Web Tool Prioritizes Health Risks for Postmenopausal Women

As risks of conditions like heart disease, stroke and cancer grow, a new online calculator guides women to the ones they should pay the most attention to

A web-based calculator that helps middle-aged women predict their risks of conditions that become more likely with age has been developed by public health, medical and computer science experts from throughout the U.S. and Saudi Arabia.

Led by physician John Robbins of UC Davis Health, the team’s risk-prediction calculator is unique in that it accounts for multiple health conditions at once, rather than one at a time. It also identifies the changing probability of those conditions over time.

“It gives women and their physicians a sense of what to focus on,” Robbins said. “Most are concerned about breast cancer and, of course, they absolutely should be. But if your history and lifestyle indicate that your greatest risk is heart disease, that should be your number one concern.”

Based on WHI data

The calculator is based on data from the Women’s Health Initiative (WHI), a long-term study of more than 160,000 diverse U.S. women aged 50 to 79. WHI’s comprehensive demographic, lifestyle, medical history and health outcomes information has supported groundbreaking studies focused on improving care for postmenopausal women.

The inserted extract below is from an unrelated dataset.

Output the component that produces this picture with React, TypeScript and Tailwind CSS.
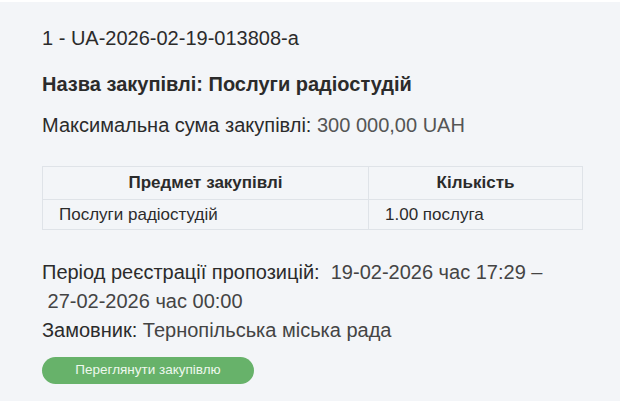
export default function App() {
  return (
    <div className="min-h-screen bg-white font-['Liberation_Sans',Arial,sans-serif]">
      <div className="mr-[3px] mt-[2px] h-[399px] bg-[#f3f5f8] pl-[42px] pr-[37px] pt-[24px] text-[#2b2b2b]">
        <p className="text-[20px] leading-[24px]">1 - UA-2026-02-19-013808-a</p>

        <h2 className="mt-[22px] text-[20px] font-bold leading-[24px]">
          Назва закупівлі: Послуги радіостудій
        </h2>

        <p className="mt-[17px] text-[20px] leading-[24px]">
          Максимальна сума закупівлі:{" "}
          <span className="text-[#555]">300 000,00 UAH</span>
        </p>

        <table className="mt-[29px] w-[541px] border-collapse text-[17px]">
          <thead>
            <tr className="h-[33px]">
              <th className="w-[326px] border border-[#dfe3e8] font-bold">
                Предмет закупівлі
              </th>
              <th className="border border-[#dfe3e8] font-bold">Кількість</th>
            </tr>
          </thead>
          <tbody>
            <tr className="h-[30px]">
              <td className="border border-[#dfe3e8] px-4">
                Послуги радіостудій
              </td>
              <td className="border border-[#dfe3e8] px-4">1.00 послуга</td>
            </tr>
          </tbody>
        </table>

        <div className="mt-[28px] text-[20px] leading-[29px]">
          <p>
            Період реєстрації пропозицій:&nbsp;{" "}
            <span className="text-[#444]">
              19-02-2026 час 17:29 –
              <br />
              &nbsp;27-02-2026 час 00:00
            </span>
          </p>
          <p>
            Замовник:{" "}
            <span className="text-[#444]">Тернопільська міська рада</span>
          </p>
        </div>

        <button className="mt-[12px] h-[27px] w-[212px] rounded-full bg-[#67b26a] text-[13.5px] text-[#eef8ee]">
          Переглянути закупівлю
        </button>
      </div>
    </div>
  );
}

Robbins previously used the data to study how genetically derived ancestry affects disease risk. He also was principal investigator for the UC Davis WHI site.

A comparison of likely risks

The result of his current WHI-based study is an interactive, web-based calculator that, after answering about 35 to 50 questions related to current and past health and family history, shows a woman’s probability of experiencing heart attack, stroke, hip fracture, or breast, lung or colorectal cancer within 5, 10 or 15 years.

The risk of one disease is always relative to the risks of another, and our tool accounts for those competing risks,” Robbins said. “The goal is to help women stop worrying too much about health risks that aren’t likely to be factors for them and then address the ones that are.”